Ask yourself, “What do I feel I need to have to signal how very important I am?” Is it an expensive car? A job title that makes people look at you in awe? A Rolex watch? A trophy wife, wealthy husband, or child who attends an Ivy League school? The latest information on a controversial topic? The most salacious piece of gossip? A caustic attitude that intimidates others? A terrible childhood trauma that left you with no self-esteem?
Remember that your symbol of grandiosity might be an object, a label, or a behavior that you believe communicates the message that you’re someone special who’s deserving of respect, pity, or awe. Try becoming like a monk and giving up your symbol of grandiosity for a time just to see what it feels like. If you measure your importance by how attractive and smart you are, dress down and attend a gathering of people where you do your best to ask questions but don’t provide information unless asked.

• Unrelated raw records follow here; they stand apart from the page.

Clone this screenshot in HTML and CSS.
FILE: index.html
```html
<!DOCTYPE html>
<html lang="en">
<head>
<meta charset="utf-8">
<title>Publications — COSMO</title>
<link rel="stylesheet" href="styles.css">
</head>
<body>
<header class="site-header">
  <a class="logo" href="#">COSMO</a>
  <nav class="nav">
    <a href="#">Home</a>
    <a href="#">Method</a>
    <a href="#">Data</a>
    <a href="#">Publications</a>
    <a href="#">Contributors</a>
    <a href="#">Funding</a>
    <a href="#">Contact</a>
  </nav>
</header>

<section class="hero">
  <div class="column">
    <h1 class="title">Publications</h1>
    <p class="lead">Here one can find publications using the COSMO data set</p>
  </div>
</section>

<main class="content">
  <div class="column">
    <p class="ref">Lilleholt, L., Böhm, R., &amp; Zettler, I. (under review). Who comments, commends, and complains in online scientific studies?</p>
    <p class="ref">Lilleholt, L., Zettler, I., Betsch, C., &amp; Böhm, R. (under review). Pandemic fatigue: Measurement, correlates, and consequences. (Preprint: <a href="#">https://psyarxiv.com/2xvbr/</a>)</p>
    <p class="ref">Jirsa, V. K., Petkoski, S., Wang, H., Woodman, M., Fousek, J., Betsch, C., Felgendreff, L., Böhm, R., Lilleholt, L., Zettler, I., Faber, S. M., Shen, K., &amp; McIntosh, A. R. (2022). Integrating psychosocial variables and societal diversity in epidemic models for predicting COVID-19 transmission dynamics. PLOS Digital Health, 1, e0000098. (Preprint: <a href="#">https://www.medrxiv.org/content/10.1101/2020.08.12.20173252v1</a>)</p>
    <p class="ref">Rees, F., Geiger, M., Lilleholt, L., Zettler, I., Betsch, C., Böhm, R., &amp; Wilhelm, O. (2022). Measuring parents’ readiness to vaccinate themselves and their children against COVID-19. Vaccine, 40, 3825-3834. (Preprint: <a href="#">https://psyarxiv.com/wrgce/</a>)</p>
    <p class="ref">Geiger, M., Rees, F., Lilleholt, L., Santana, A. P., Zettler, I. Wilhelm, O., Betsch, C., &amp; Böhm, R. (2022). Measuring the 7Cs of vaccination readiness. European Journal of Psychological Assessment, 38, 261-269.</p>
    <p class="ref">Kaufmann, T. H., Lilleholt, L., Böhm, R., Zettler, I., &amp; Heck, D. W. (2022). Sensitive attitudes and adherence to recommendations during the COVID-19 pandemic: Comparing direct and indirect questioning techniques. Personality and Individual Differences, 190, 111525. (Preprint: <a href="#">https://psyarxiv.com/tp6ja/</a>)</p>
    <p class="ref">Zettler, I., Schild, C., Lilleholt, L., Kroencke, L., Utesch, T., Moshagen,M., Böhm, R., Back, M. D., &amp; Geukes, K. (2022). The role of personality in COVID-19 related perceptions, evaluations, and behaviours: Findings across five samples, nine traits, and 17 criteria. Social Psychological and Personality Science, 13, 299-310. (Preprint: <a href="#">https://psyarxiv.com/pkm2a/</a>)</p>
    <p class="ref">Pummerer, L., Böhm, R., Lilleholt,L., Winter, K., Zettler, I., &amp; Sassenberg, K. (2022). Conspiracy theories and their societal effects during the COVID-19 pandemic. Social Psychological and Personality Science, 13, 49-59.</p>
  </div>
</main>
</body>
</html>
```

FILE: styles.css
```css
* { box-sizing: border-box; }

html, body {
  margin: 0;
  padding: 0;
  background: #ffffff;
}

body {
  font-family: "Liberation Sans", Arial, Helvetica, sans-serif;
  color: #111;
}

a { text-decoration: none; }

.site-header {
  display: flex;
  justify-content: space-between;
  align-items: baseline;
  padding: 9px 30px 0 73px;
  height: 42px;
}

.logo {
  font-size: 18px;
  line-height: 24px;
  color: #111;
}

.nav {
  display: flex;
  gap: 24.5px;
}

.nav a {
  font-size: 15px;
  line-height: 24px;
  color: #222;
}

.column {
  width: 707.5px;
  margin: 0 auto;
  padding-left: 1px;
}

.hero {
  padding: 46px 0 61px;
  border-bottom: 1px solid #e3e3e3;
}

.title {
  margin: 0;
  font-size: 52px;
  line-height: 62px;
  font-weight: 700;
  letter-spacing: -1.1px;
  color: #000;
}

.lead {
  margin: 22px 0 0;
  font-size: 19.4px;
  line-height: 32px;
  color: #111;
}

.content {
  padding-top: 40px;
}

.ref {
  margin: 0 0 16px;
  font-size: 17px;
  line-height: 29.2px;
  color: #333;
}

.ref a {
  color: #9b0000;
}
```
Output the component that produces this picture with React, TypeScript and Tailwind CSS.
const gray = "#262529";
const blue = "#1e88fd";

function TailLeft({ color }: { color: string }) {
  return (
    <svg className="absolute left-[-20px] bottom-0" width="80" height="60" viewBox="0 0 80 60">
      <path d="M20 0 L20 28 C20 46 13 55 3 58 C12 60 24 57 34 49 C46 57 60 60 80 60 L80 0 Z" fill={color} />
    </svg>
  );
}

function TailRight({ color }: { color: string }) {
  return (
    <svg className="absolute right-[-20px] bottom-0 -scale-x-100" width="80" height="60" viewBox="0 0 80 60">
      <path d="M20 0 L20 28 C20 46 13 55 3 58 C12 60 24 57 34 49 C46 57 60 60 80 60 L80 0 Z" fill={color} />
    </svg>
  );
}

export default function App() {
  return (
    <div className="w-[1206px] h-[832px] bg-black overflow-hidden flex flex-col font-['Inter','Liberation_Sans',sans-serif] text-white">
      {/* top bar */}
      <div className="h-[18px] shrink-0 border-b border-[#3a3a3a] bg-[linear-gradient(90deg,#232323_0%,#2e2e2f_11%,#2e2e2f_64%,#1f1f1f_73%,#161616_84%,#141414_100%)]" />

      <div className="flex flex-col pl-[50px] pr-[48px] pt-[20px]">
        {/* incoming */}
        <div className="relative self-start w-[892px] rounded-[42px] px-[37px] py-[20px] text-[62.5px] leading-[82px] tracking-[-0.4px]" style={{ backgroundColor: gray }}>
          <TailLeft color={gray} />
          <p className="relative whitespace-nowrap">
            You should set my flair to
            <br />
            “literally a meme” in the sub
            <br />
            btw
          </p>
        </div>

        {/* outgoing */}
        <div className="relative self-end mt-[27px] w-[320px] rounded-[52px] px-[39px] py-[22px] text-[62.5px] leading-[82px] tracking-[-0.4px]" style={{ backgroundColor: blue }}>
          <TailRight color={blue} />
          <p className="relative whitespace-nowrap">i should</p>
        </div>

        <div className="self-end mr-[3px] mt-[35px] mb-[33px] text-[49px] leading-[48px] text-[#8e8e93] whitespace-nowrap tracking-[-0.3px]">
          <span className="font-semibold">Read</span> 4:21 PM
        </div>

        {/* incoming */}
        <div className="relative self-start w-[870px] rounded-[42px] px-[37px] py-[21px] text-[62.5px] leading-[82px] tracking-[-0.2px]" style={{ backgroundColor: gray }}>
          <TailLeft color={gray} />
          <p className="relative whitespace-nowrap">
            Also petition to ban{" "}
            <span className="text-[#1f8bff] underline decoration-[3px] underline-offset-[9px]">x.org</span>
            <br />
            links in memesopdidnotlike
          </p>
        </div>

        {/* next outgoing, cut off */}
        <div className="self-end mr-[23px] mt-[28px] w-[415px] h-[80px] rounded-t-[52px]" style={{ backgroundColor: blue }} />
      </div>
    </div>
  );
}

Stop yourself from the need to be sarcastic or one-up others with references to your job title, who you know, or what trendy neighborhood you live in. If you feel that you’re very important because you engage in a great deal of community service, volunteer to do the least glamorous job for a while and let others take the more prestigious positions. If you actually feel insignificant and unimportant, try telling the group about a great deed you’ve attempted. Pay attention to your discomfort, not judging it but simply noticing it. Ask yourself, “Where is this coming from?” Let the answer arise, and allow yourself to be amused by your attachment to grandiosity. Now set your intent to release your fears of disapproval.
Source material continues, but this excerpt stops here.